Existem filmes difíceis de criticar. Por não se conseguir
discernir uma linha de história obvia e linear, tão útil para a compreensão do
normal espectador como do critico atento a qualquer incongruência que o permita
disparar mecanicamente os já estudados adjectivos padrão, ou pior, filmes com
ausência absoluta de narrativa estruturada, de desenvolvimento de personagens,
de lugares comuns onde déjà-vus fílmicos possam acontecer, para descanso do
critico que não pode simplesmente rotular o filme de “experiência sensorial”.
Last of England é
seguramente uma dessas experiências sensoriais, uma febril colagem de visões
anunciadoras de uma Inglaterra pós-apocalíptica, tão avant-garde na forma que
apresenta, como na clarividência profética do declínio.

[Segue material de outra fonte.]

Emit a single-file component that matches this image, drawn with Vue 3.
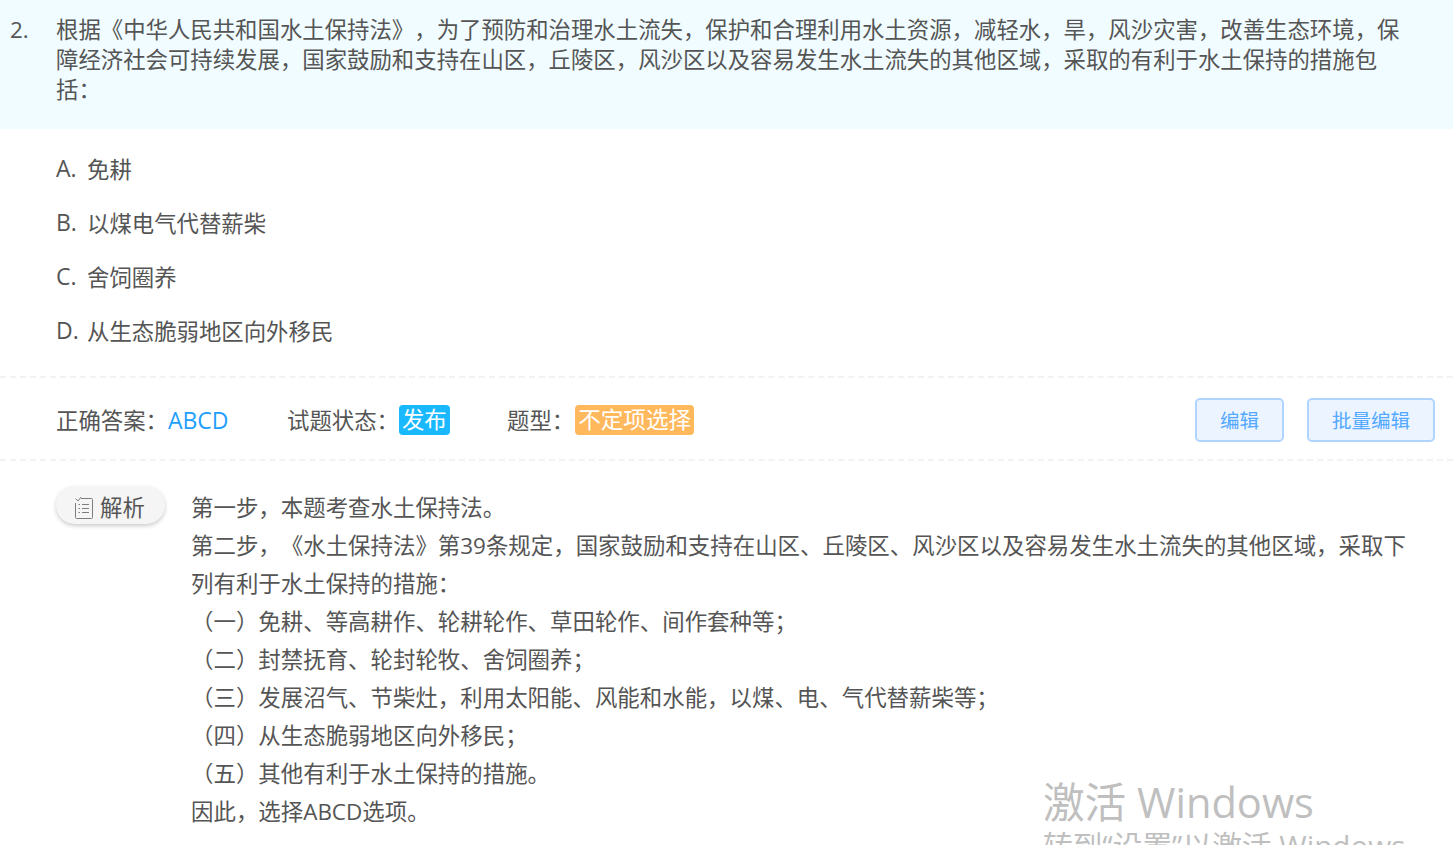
<script setup>
const options = [
  { key: 'A', text: '免耕' },
  { key: 'B', text: '以煤电气代替薪柴' },
  { key: 'C', text: '舍饲圈养' },
  { key: 'D', text: '从生态脆弱地区向外移民' }
]
const analysis = [
  '第一步，本题考查水土保持法。',
  '第二步，《水土保持法》第39条规定，国家鼓励和支持在山区、丘陵区、风沙区以及容易发生水土流失的其他区域，采取下列有利于水土保持的措施：',
  '（一）免耕、等高耕作、轮耕轮作、草田轮作、间作套种等；',
  '（二）封禁抚育、轮封轮牧、舍饲圈养；',
  '（三）发展沼气、节柴灶，利用太阳能、风能和水能，以煤、电、气代替薪柴等；',
  '（四）从生态脆弱地区向外移民；',
  '（五）其他有利于水土保持的措施。',
  '因此，选择ABCD选项。'
]
</script>

<template>
  <div class="page">
    <header class="question">
      <span class="num">2.</span>
      <p class="stem">根据《中华人民共和国水土保持法》，为了预防和治理水土流失，保护和合理利用水土资源，减轻水，旱，风沙灾害，改善生态环境，保障经济社会可持续发展，国家鼓励和支持在山区，丘陵区，风沙区以及容易发生水土流失的其他区域，采取的有利于水土保持的措施包括：</p>
    </header>

    <ul class="options">
      <li v-for="o in options" :key="o.key" class="option">
        <span class="opt-key">{{ o.key }}.</span>
        <span>{{ o.text }}</span>
      </li>
    </ul>

    <section class="meta">
      <div class="meta-item answer-item">正确答案：<span class="answer">ABCD</span></div>
      <div class="meta-item status-item">试题状态：<span class="tag tag-blue">发布</span></div>
      <div class="meta-item">题型：<span class="tag tag-orange">不定项选择</span></div>
      <div class="actions">
        <button class="btn btn-edit">编辑</button>
        <button class="btn btn-batch">批量编辑</button>
      </div>
    </section>

    <section class="analysis">
      <div class="pill">
        <svg class="pill-icon" width="20" height="24" viewBox="0 0 20 24" fill="none" stroke="#7d7d7d" stroke-width="1">
          <path d="M7 2.5H17.5a1 1 0 0 1 1 1V21.5a1 1 0 0 1-1 1H2.5a1 1 0 0 1-1-1V7" />
          <path d="M1.5 2.5L4 5L7 1" />
          <path d="M8 8.5H15M8 12.5H15M8 16.5H15" />
          <path d="M4.5 8.5H6M4.5 12.5H6M4.5 16.5H6" />
        </svg>
        <span>解析</span>
      </div>
      <div class="analysis-body">
        <p v-for="(line, i) in analysis" :key="i" class="analysis-line">{{ line }}</p>
      </div>
    </section>

    <div class="watermark">
      <div class="wm-title">激活 Windows</div>
      <div class="wm-sub">转到“设置”以激活 Windows。</div>
    </div>
  </div>
</template>

<style>
html, body { margin: 0; background: #fff; overflow: hidden; }
</style>

<style scoped>
.page {
  position: relative;
  width: 1453px;
  height: 845px;
  overflow: hidden;
  background: #fff;
  color: #555;
  font-family: "Open Sans", "Noto Sans CJK SC", sans-serif;
  font-size: 22.4px;
  text-spacing-trim: space-all;
}
.question {
  display: flex;
  background: #f0fcff;
  padding: 15px 40px 24px 10px;
  height: 90px;
}
.num { width: 46px; flex: none; line-height: 30px; }
.stem { margin: 0; line-height: 30px; flex: 1; }
.options {
  list-style: none;
  margin: 0;
  padding: 12px 0 19px 56px;
}
.option {
  display: flex;
  align-items: center;
  height: 54px;
}
.opt-key { width: 31px; flex: none; font-size: 23px; }
.meta {
  display: flex;
  align-items: center;
  height: 79px;
  padding: 2px 18px 0 56px;
  border-top: 2px dashed #f2f2f2;
  border-bottom: 2px dashed #f2f2f2;
}
.meta-item { display: flex; align-items: center; }
.answer-item { width: 231px; }
.status-item { width: 220px; }
.answer { color: #1e9fff; font-size: 23px; }
.tag {
  color: #fff;
  border-radius: 4px;
  height: 30px;
  line-height: 30px;
  padding: 0 3px;
}
.tag-blue { background: #1ab9ff; }
.tag-orange { background: #ffb85c; font-size: 22.6px; margin-left: 1px; }
.actions { margin-left: auto; display: flex; gap: 23px; }
.btn {
  height: 44px;
  box-sizing: border-box;
  border: 2px solid #aed4ff;
  border-radius: 5px;
  background: #ecf5ff;
  color: #53a8ff;
  font: inherit;
  font-size: 19.5px;
  padding: 0;
}
.btn-edit { width: 89px; }
.btn-batch { width: 128px; }
.analysis {
  display: flex;
  align-items: flex-start;
  padding: 25px 40px 0 56px;
}
.pill {
  flex: none;
  box-sizing: border-box;
  width: 109px;
  height: 38px;
  margin-right: 26px;
  border-radius: 19px;
  background: #f5f5f5;
  box-shadow: 0 2px 4px rgba(0, 0, 0, 0.2);
  display: flex;
  align-items: center;
  padding: 2px 0 0 18px;
  gap: 6px;
}
.pill-icon { flex: none; margin-top: 4px; }
.analysis-body { flex: 1; min-width: 0; margin-top: 3px; font-size: 22.44px; }
.analysis-line { margin: 0; line-height: 38px; }
.watermark {
  position: absolute;
  left: 1043px;
  top: 773px;
  color: #bfbfbf;
  white-space: nowrap;
}
.wm-title { font-size: 41.6px; line-height: 58px; }
.wm-sub { font-size: 29.7px; line-height: 30px; }
</style>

Um punk a caminhar nas ruínas de uma civilização, um bebé
sozinho rodeado de jornais como representantes institucionais de um
conhecimento geral do fim, uma viúva a rasgar o vestido de noiva numa dança
furiosa com as memórias, enquanto tudo à volta arde. São estas as declarações filtradas
pelo psicadelismo contestatário e supostamente subtil da mente de Jarman,
constituindo uma certidão de óbito do futuro da nação britânica, sem palavras e
construído como poema visual, ainda que visceral e negro, como o poema Howl de
Allen Ginsberg (um dos representantes da Beat Generation), fazendo sentido que
conceptualmente entrecruze o imaginário selvagem na forma de fotogramas de
Jarman.
Apesar das valências óbvias deste filme em categorias de
originalidade e técnica, sendo que a materialização do imaginário é muitas
vezes impressionante visualmente, e o sucesso de Jarman em conseguir retratar
uma paisagem coesa de destruição e abstracto fim, sentimos que a mensagem e o
móbil de toda estas imagens mentais são sempre a mesma, ideologicamente
clichés. Mas o filme é imensamente pessoal, dizendo respeito aos medos e
considerações do realizador, que faz filmes enquanto tudo à volta dele arde, no
auto-de-fé dos seus valores morais.
Como apenas podemos especular sobre a nossa
capacidade de interpretação de tal obra e pessoa, podemos só humildemente
considerar que existem filmes difíceis de criticar.